Michael Philip Clelland (born December 18, 1963) is a Democratic member of the Florida House of Representatives. From 2012 to 2014, he represented the 29th District, which consists of western Seminole County, until his defeat by Scott Plakon.

==History==
Clelland moved to Florida in 1974 and began working for the Longwood Fire Department, later attending Seminole Community College, where he graduated with an Associate degree in fire science technology in 1994. He then attended the University of Central Florida, graduating with a degree in political science, and then the Florida A&M University College of Law, graduating with a Juris Doctor.

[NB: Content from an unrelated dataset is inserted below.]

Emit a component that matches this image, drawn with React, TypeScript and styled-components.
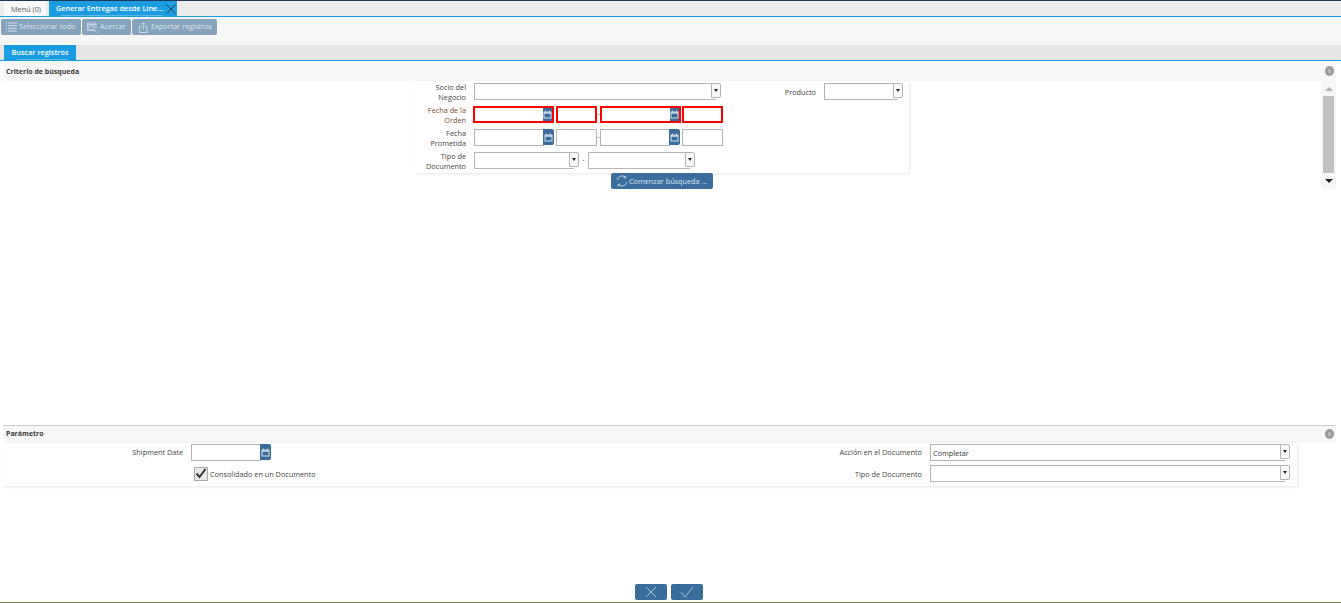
import React from "react";
import styled, { createGlobalStyle } from "styled-components";

const Global = createGlobalStyle`
  html, body { margin: 0; padding: 0; background: #fff; }
  body { font-family: "Open Sans", "Noto Sans", sans-serif; font-size: 7.3px; color: #333; }
  * { box-sizing: border-box; }
`;

const Page = styled.div`
  width: 1341px;
  height: 603px;
  display: flex;
  flex-direction: column;
  overflow: hidden;
  border-top: 1px solid #1d3a5c;
`;

const MainTabs = styled.div`
  height: 16px;
  flex: none;
  display: flex;
  gap: 3px;
  padding-left: 4px;
  background: #ececec;
  border-bottom: 1px solid #1a9ce0;
`;

const MainTab = styled.div<{ $active?: boolean }>`
  display: flex;
  align-items: center;
  justify-content: space-between;
  width: ${(p) => (p.$active ? "128px" : "42px")};
  padding-left: 7px;
  white-space: nowrap;
  background: ${(p) => (p.$active ? "#1a9ce0" : "#fafafa")};
  color: ${(p) => (p.$active ? "#fff" : "#555")};
  font-weight: ${(p) => (p.$active ? 600 : 400)};
  svg { margin-right: 1px; }
`;

const TabLabel = styled.span`
  position: relative;
  height: 100%;
  line-height: 14px;
  &::after {
    content: "";
    position: absolute;
    left: 5px;
    right: 0;
    bottom: 0;
    height: 1px;
    background: rgba(255, 255, 255, 0.3);
  }
`;

const Toolbar = styled.div`
  height: 28px;
  flex: none;
  display: flex;
  align-items: flex-start;
  gap: 1px;
  padding: 2px 0 0 1px;
  background: #f7f7f7;
`;

const ToolButton = styled.div<{ $w: number; $pad: number }>`
  width: ${(p) => p.$w}px;
  height: 16px;
  display: flex;
  align-items: center;
  gap: 2px;
  padding: 0 0 2px ${(p) => p.$pad}px;
  white-space: nowrap;
  background: #85a3bc;
  border-radius: 2px;
  color: #dfe8ef;
  svg { margin-top: 2px; }
`;

const SubTabs = styled.div`
  height: 16px;
  flex: none;
  padding-left: 4px;
  background: #e6e6e6;
  border-bottom: 1px solid #1a9ce0;
`;

const SubTab = styled.div`
  width: 72px;
  height: 15px;
  display: flex;
  justify-content: center;
  background: #1a9ce0;
  color: #fff;
  font-weight: 600;
`;

const SectionHeader = styled.div<{ $top?: boolean }>`
  height: ${(p) => (p.$top ? "18px" : "20px")};
  flex: none;
  margin: 0 5px 0 3px;
  padding: 0 0 ${(p) => (p.$top ? "2px" : "0")} 3px;
  display: flex;
  align-items: center;
  justify-content: space-between;
  background: #f7f7f7;
  font-weight: 700;
  font-size: 7px;
  color: #3a3a3a;
  border-top: ${(p) => (p.$top ? "1px solid #ccc" : "none")};
`;

const Badge = styled.span`
  width: 9px;
  height: 10px;
  margin-right: 2px;
  border-radius: 50%;
  background: #9a9a9a;
  color: #ccc;
  font-size: 5px;
  display: flex;
  align-items: center;
  justify-content: center;
`;

const SearchArea = styled.div`
  height: 344px;
  flex: none;
  display: flex;
`;

const SearchCenter = styled.div`
  flex: none;
  width: 1321px;
  display: flex;
  flex-direction: column;
  align-items: flex-start;
  padding-left: 416px;
`;

const FormCard = styled.div`
  width: 493px;
  height: 92px;
  padding: 2px 0 0 0;
  background: #fff;
  box-shadow: 1px 1px 3px rgba(0, 0, 0, 0.1);
  display: flex;
  flex-direction: column;
`;

const FormRow = styled.div<{ $h: number }>`
  display: flex;
  height: ${(p) => p.$h}px;
`;

const Label = styled.div<{ $w: number }>`
  width: ${(p) => p.$w}px;
  flex: none;
  margin-top: -1px;
  text-align: right;
  line-height: 10px;
  color: #444;
`;

const LabelRed = styled(Label)`
  margin-top: 0;
  color: #7a4a30;
`;

const InlineLabel = styled.div<{ $w: number }>`
  width: ${(p) => p.$w}px;
  flex: none;
  height: 17px;
  display: flex;
  align-items: center;
  justify-content: flex-end;
  color: #444;
`;

const Fields = styled.div<{ $red?: boolean }>`
  display: flex;
  align-items: flex-start;
  margin: ${(p) => (p.$red ? "1px 0 0 7px" : "0 0 0 8px")};
`;

const Input = styled.div<{ $w: number; $red?: boolean; $ml?: number }>`
  width: ${(p) => p.$w}px;
  height: 17px;
  margin-left: ${(p) => p.$ml ?? 0}px;
  flex: none;
  background: #fff;
  border: ${(p) => (p.$red ? "2px solid #f00" : "1px solid #b4b4b4")};
`;

const SelectBox = styled.div<{ $w: number }>`
  width: ${(p) => p.$w}px;
  height: 17px;
  flex: none;
  display: flex;
  align-items: flex-start;
`;

const SelectField = styled.div`
  flex: 1;
  height: 17px;
  border: 1px solid #b4b4b4;
  border-right: none;
  background: #fff;
  line-height: 16px;
  padding-left: 2px;
  color: #333;
`;

const SelectArrow = styled.div`
  position: relative;
  width: 10px;
  height: 15px;
  margin-left: -5px;
  flex: none;
  background: #fafafa;
  border: 1px solid #b4b4b4;
  border-radius: 0 2px 2px 0;
  display: flex;
  align-items: center;
  justify-content: center;
  &::after {
    content: "";
    border-left: 2.5px solid transparent;
    border-right: 2.5px solid transparent;
    border-top: 3px solid #222;
  }
`;

const DateBtn = styled.div<{ $red?: boolean }>`
  position: relative;
  width: ${(p) => (p.$red ? "9px" : "11px")};
  height: ${(p) => (p.$red ? "13px" : "16px")};
  margin: ${(p) => (p.$red ? "2px 2px 0 -11px" : "0 2px 0 -1px")};
  flex: none;
  overflow: hidden;
  background: #3a6c9c;
  border-radius: ${(p) => (p.$red ? "0" : "0 2px 2px 0")};
  display: flex;
  align-items: center;
  justify-content: center;
`;

const Dash = styled.span<{ $w: number }>`
  width: ${(p) => p.$w}px;
  flex: none;
  text-align: center;
  line-height: 14px;
  color: #555;
`;

const SearchButton = styled.div`
  margin-left: 195px;
  width: 102px;
  height: 16px;
  display: flex;
  align-items: center;
  gap: 1px;
  padding-left: 5px;
  white-space: nowrap;
  background: #3a6c9c;
  border-radius: 2px;
  color: #dfe8ef;
`;

const ScrollTrack = styled.div`
  width: 15px;
  height: 108px;
  flex: none;
  display: flex;
  flex-direction: column;
  align-items: center;
  background: #f7f7f7;
`;

const ScrollEnd = styled.div<{ $up?: boolean }>`
  height: ${(p) => (p.$up ? "15px" : "16px")};
  flex: none;
  display: flex;
  align-items: center;
  &::after {
    content: "";
    border-left: 4px solid transparent;
    border-right: 4px solid transparent;
    ${(p) => (p.$up ? "border-bottom: 4px solid #b0b0b0;" : "border-top: 4px solid #222;")}
  }
`;

const ScrollThumb = styled.div`
  width: 11px;
  flex: 1;
  background: #c1c1c1;
`;

const ParamArea = styled.div`
  height: 43px;
  flex: none;
  margin-left: 3px;
  width: 1294px;
  background: #fff;
  box-shadow: 1px 1px 3px rgba(0, 0, 0, 0.1);
  padding-top: 1px;
  display: grid;
  grid-template-columns: 188px 100px 639px 360px;
  grid-auto-rows: 21px;
`;

const ParamLeft = styled.div`
  display: flex;
  align-items: flex-start;
`;

const CheckRow = styled.div`
  display: flex;
  align-items: center;
  gap: 2px;
  margin-left: 3px;
  height: 17px;
  color: #444;
  white-space: nowrap;
`;

const CheckBox = styled.div`
  width: 14px;
  height: 14px;
  flex: none;
  background: #e8e8e8;
  border: 1px solid #aaa;
  display: flex;
  align-items: center;
  justify-content: center;
`;

const RightLabel = styled.div<{ $first?: boolean }>`
  height: 17px;
  padding: 0 8px ${(p) => (p.$first ? "1px" : "0")} 0;
  display: flex;
  align-items: center;
  justify-content: flex-end;
  color: #444;
`;

const Spacer = styled.div`
  flex: 1;
`;

const Footer = styled.div`
  height: 19px;
  flex: none;
  display: flex;
  justify-content: center;
  gap: 4px;
  padding-right: 3px;
  border-bottom: 1px solid #7a8a50;
`;

const FooterButton = styled.div`
  width: 32px;
  height: 16px;
  background: #3a6c9c;
  border-radius: 2px;
  display: flex;
  align-items: center;
  justify-content: center;
`;

const Calendar = () => (
  <svg width="9" height="9" viewBox="0 0 9 9" fill="none" stroke="#d5e0ea" style={{ flex: "none" }}>
    <rect x="1" y="2" width="7" height="6" />
    <path d="M1 3h7" strokeWidth="1.4" />
    <path d="M2.5 0.5v1.5M6.5 0.5v1.5" strokeWidth="0.8" />
  </svg>
);

const DateTime = ({ red }: { red?: boolean }) => (
  <>
    <Input $w={red ? 81 : 70} $red={red} />
    <DateBtn $red={red}>
      <Calendar />
    </DateBtn>
  </>
);

const Select = ({ w, text }: { w: number; text?: string }) => (
  <SelectBox $w={w}>
    <SelectField>{text}</SelectField>
    <SelectArrow />
  </SelectBox>
);

export default function App() {
  return (
    <Page>
      <Global />
      <MainTabs>
        <MainTab>Menú (0)</MainTab>
        <MainTab $active>
          <TabLabel>Generar Entregas desde Line...</TabLabel>
          <svg width="10" height="10" viewBox="0 0 10 10" stroke="#123" strokeWidth="0.8">
            <path d="M0.5 0.5l9 9M9.5 0.5l-9 9" />
          </svg>
        </MainTab>
      </MainTabs>
      <Toolbar>
        <ToolButton $w={80} $pad={4}>
          <svg width="12" height="10" viewBox="0 0 12 10" stroke="#dfe8ef" strokeWidth="0.9" fill="none">
            <path d="M1 1h1M3 1h9M1 3.7h1M3 3.7h9M1 6.3h1M3 6.3h9M1 9h1M3 9h9" />
          </svg>
          Seleccionar todo
        </ToolButton>
        <ToolButton $w={49} $pad={5}>
          <svg width="11" height="11" viewBox="0 0 11 11" stroke="#dfe8ef" strokeWidth="0.7" fill="none">
            <path d="M0.5 1h8.5v1.5H0.5zM0.5 2.5v6h6M9 2.5v4M2 4h5v4H2zM7 8l2.5 2.5" />
          </svg>
          Acercar
        </ToolButton>
        <ToolButton $w={85} $pad={7}>
          <svg width="10" height="11" viewBox="0 0 10 11" stroke="#dfe8ef" strokeWidth="0.8" fill="none">
            <path d="M2.5 4.5H0.5v6h7.5v-6H6M4.25 7.5V0.8M2.5 2.5l1.75-1.75L6 2.5" />
          </svg>
          Exportar registros
        </ToolButton>
      </Toolbar>
      <SubTabs>
        <SubTab>
          <TabLabel>Buscar registros</TabLabel>
        </SubTab>
      </SubTabs>
      <SectionHeader>
        Criterio de búsqueda
        <Badge>0</Badge>
      </SectionHeader>
      <SearchArea>
        <SearchCenter>
          <FormCard>
            <FormRow $h={22}>
              <Label $w={50}>Socio del Negocio</Label>
              <Fields>
                <Select w={247} />
              </Fields>
              <InlineLabel $w={95}>Producto</InlineLabel>
              <Fields>
                <Select w={79} />
              </Fields>
            </FormRow>
            <FormRow $h={24}>
              <LabelRed $w={50}>Fecha de la Orden</LabelRed>
              <Fields $red>
                <DateTime red />
                <Input $w={41} $red $ml={2} />
                <Dash $w={3}>-</Dash>
                <DateTime red />
                <Input $w={41} $red $ml={1} />
              </Fields>
            </FormRow>
            <FormRow $h={23}>
              <Label $w={50}>Fecha Prometida</Label>
              <Fields>
                <DateTime />
                <Input $w={41} />
                <Dash $w={3}>-</Dash>
                <DateTime />
                <Input $w={41} />
              </Fields>
            </FormRow>
            <FormRow $h={21}>
              <Label $w={50}>Tipo de Documento</Label>
              <Fields>
                <Select w={105} />
                <Dash $w={9}>-</Dash>
                <Select w={107} />
              </Fields>
            </FormRow>
          </FormCard>
          <SearchButton>
            <svg width="12" height="12" viewBox="0 0 12 12" fill="none" stroke="#c9d8e5" strokeWidth="0.9">
              <path d="M1.2 5A5 5 0 0 1 9.5 2.2M10.8 7A5 5 0 0 1 2.5 9.8M9.8 0.6v2.2H7.6M2.2 11.4V9.2h2.2" />
            </svg>
            Comenzar búsqueda ...
          </SearchButton>
        </SearchCenter>
        <ScrollTrack>
          <ScrollEnd $up />
          <ScrollThumb />
          <ScrollEnd />
        </ScrollTrack>
      </SearchArea>
      <SectionHeader $top>
        Parámetro
        <Badge>0</Badge>
      </SectionHeader>
      <ParamArea>
        <RightLabel $first>Shipment Date</RightLabel>
        <ParamLeft>
          <DateTime />
        </ParamLeft>
        <RightLabel $first>Acción en el Documento</RightLabel>
        <Select w={360} text="Completar" />
        <div />
        <CheckRow>
          <CheckBox>
            <svg width="12" height="11" viewBox="0 0 12 11" fill="none" stroke="#333" strokeWidth="2">
              <path d="M1.5 5.5l3 3.5 6-8" />
            </svg>
          </CheckBox>
          Consolidado en un Documento
        </CheckRow>
        <RightLabel>Tipo de Documento</RightLabel>
        <Select w={360} />
      </ParamArea>
      <Spacer />
      <Footer>
        <FooterButton>
          <svg width="12" height="12" viewBox="0 0 12 12" stroke="#c9d8e5" strokeWidth="0.8">
            <path d="M1 1l10 10M11 1L1 11" />
          </svg>
        </FooterButton>
        <FooterButton>
          <svg width="14" height="12" viewBox="0 0 14 12" fill="none" stroke="#c9d8e5" strokeWidth="0.8">
            <path d="M1 6l4 5 8-10" />
          </svg>
        </FooterButton>
      </Footer>
    </Page>
  );
}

==Florida House of Representatives==
In 2012, when the Florida House of Representatives districts were redrawn, Clelland ran in the 29th District, which incumbent State Representative Chris Dorworth, a Republican, was also running in. The Orlando Sentinel endorsed Clelland, praising him as "smart" and calling his legislative priorities "especially welcome." Though Dorworth was widely expected to cruise to re-election, Clelland appeared to defeat him on election night by 123 votes, prompting a manual recount, which increased Clelland's lead to 146 votes. Not long afterwards, Dorworth conceded and Clelland was sworn in.

==Legal career==
Clelland joined personal injury law firm Morgan & Morgan in July 2014.